Highly compressible and anisotropic lamellar ceramic sponges with superior thermal insulation and acoustic absorption performances

Advanced ceramic sponge materials with temperature-invariant high compressibility are urgently needed as thermal insulators, energy absorbers, catalyst carriers, and high temperature air filters. However, the application of ceramic sponge materials is severely limited due to their complex preparation process. Here, we present a facile method for large-scale fabrication of highly compressible, temperature resistant SiO2-Al2O3 composite ceramic sponges by blow spinning and subsequent calcination. We successfully produce anisotropic lamellar ceramic sponges with numerous stacked microfiber layers and density as low as 10mgcm(-3).
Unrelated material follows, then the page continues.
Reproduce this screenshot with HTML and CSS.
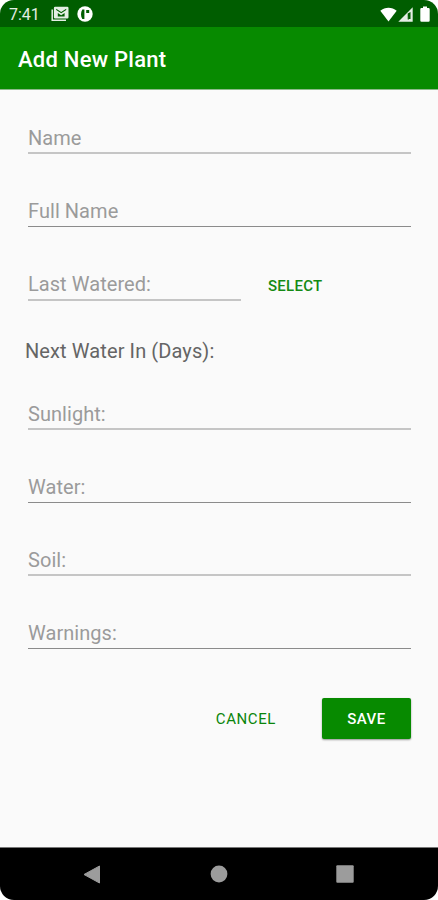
FILE: index.html
```html
<!DOCTYPE html>
<html lang="en">
<head>
<meta charset="utf-8">
<title>Add New Plant</title>
<link rel="stylesheet" href="styles.css">
</head>
<body>
<div class="phone">
  <header class="status">
    <span class="clock">7:41</span>
    <svg class="mail" width="18" height="16" viewBox="0 0 18 16"><path d="M1.200 3.500V14.300H15" fill="none" stroke="#e4eee4" stroke-width="1.500"/><path fill="#e4eee4" fill-rule="evenodd" d="M4.200.7h12a1.300 1.300 0 0 1 1.300 1.300v9.200a1.300 1.300 0 0 1-1.300 1.300h-12A1.300 1.300 0 0 1 2.900 11.200V2A1.300 1.300 0 0 1 4.200.7zM5.200 2.700v1.300l5 3.300 5-3.300V2.700l-5 3.200zM6.800 7v3.400h6.800V7l-3.400 2.200z"/></svg>
    <svg class="app" width="16" height="16" viewBox="0 0 16 16"><circle cx="8" cy="8" r="7.700" fill="#fff"/><path d="M5.300 3.500H7.400V13H5.300C3.600 10.500 3.600 6 5.300 3.500zM9.200 3.900h3v3.200h-3z" fill="#005d00"/></svg>
    <span class="spacer"></span>
    <svg class="wifi" width="17" height="15" viewBox="0 0 17 15"><path d="M.3 3.700C5-.4 12-.4 16.700 3.700L8.500 14.500z" fill="#fff"/></svg>
    <svg class="signal" width="15" height="15" viewBox="0 0 15 15"><path d="M.3 14.700L14.700.3V14.700z" fill="#e4eee4"/><path d="M9.700 6.500L12.500 5v7H11V7.500L10.900 12.500H9.700z" fill="#005d00"/></svg>
    <svg class="battery" width="10" height="16" viewBox="0 0 10 16"><path d="M3 .5h4V2h1.500a1.200 1.200 0 0 1 1.200 1.200v11.300a1.200 1.200 0 0 1-1.200 1.200h-7A1.200 1.200 0 0 1 .3 14.500V3.200A1.200 1.200 0 0 1 1.500 2H3z" fill="#fff"/></svg>
  </header>
  <div class="appbar"><h1>Add New Plant</h1></div>
  <main class="form">
    <div class="field soft">Name</div>
    <div class="field">Full Name</div>
    <div class="watered">
      <div class="field soft">Last Watered:</div>
      <span class="select">SELECT</span>
    </div>
    <div class="next">Next Water In (Days):</div>
    <div class="field soft sunlight">Sunlight:</div>
    <div class="field">Water:</div>
    <div class="field soft">Soil:</div>
    <div class="field">Warnings:</div>
    <div class="actions">
      <span class="cancel">CANCEL</span>
      <span class="save">SAVE</span>
    </div>
  </main>
  <nav class="navbar">
    <svg width="18" height="19" viewBox="0 0 18 19"><path d="M1 9.500L16.500 1V18z" fill="#9c9c9c" stroke="#9c9c9c" stroke-linejoin="round"/></svg>
    <svg width="18" height="18" viewBox="0 0 18 18"><circle cx="9" cy="9" r="8.400" fill="#9c9c9c"/></svg>
    <svg width="18" height="18" viewBox="0 0 18 18"><rect x=".3" y=".3" width="17.400" height="17.400" rx="1" fill="#9c9c9c"/></svg>
  </nav>
</div>
</body>
</html>
```
FILE: styles.css
```css
* { box-sizing: border-box; }
body { margin: 0; background: #fff; font-family: Roboto, sans-serif; }
.phone {
  width: 438px;
  height: 900px;
  display: flex;
  flex-direction: column;
  overflow: hidden;
  background: #fafafa;
  border-radius: 14px;
}
.status {
  height: 27px;
  flex: none;
  display: flex;
  align-items: center;
  padding: 1px 8px 0 9px;
  background: #005d00;
}
.clock { width: 42px; padding-top: 1px; font-size: 16px; line-height: 26px; color: #e4eee4; }
.app { margin-left: 8px; }
.spacer { flex: 1; }
.battery { margin-left: 7px; }
.signal { margin-left: 1px; }
.appbar {
  height: 63px;
  flex: none;
  display: flex;
  align-items: center;
  padding: 4px 18px 0;
  background: #078a00;
  border-bottom: 1px solid #8dba8b;
}
h1 { margin: 0; font-size: 22px; line-height: 28px; font-weight: 500; letter-spacing: .25px; color: #fff; }
.form { flex: 1; padding: 28px 27px 0 28px; }
.field {
  height: 36px;
  margin-bottom: 37px;
  border-bottom: 1px solid #8b8b8b;
  font-size: 20px;
  line-height: 40px;
  letter-spacing: .05px;
  color: #9b9b9b;
}
.soft { border-bottom: 2px solid #c5c5c5; }
.watered { display: flex; }
.watered .field { width: 213px; margin-bottom: 0; height: 37px; }
.select { margin-left: 27px; font-size: 15px; line-height: 44px; height: 37px; font-weight: 500; letter-spacing: .25px; color: #148a14; }
.next { margin: 35px 0 0 -3px; height: 30px; font-size: 20px; line-height: 30px; letter-spacing: .1px; color: #656565; }
.sunlight { margin-top: 28px; }
.actions { display: flex; justify-content: flex-end; margin-top: 49px; }
.cancel { margin-right: 46px; font-size: 15px; line-height: 42px; color: #0a850a; letter-spacing: .6px; }
.save {
  width: 89px;
  height: 41px;
  border-radius: 2px;
  background: #078a00;
  box-shadow: 0 1px 2px #0006;
  color: #fff;
  font-size: 15px;
  line-height: 42px;
  font-weight: 500;
  letter-spacing: .5px;
  text-align: center;
}
.navbar {
  height: 53px;
  flex: none;
  display: flex;
  align-items: center;
  justify-content: space-between;
  padding: 0 84px 0 83px;
  background: #000;
  border-top: 1px solid #777;
}
```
The anisotropic lamellar ceramic sponges exhibit high compression fatigue resistance, strain-independent zero Poisson's ratio, robust fire resistance, temperature-invariant compression resilience from -196 to 1000 degrees C, and excellent thermal insulation with a thermal conductivity as low as 0.034Wm(-1) K-1. In addition, the lamellar structure also endows the ceramic sponges with excellent sound absorption properties, representing a promising alternative to existing thermal insulation and acoustic absorption materials. Temperature-invariant highly compressible ceramic sponges are attractive for thermal insulators and energy absorbers, but development is limited by complex preparation processes. Here the authors report large-scale fabrication of silica-alumina composite ceramic sponges via blow spinning and calcination.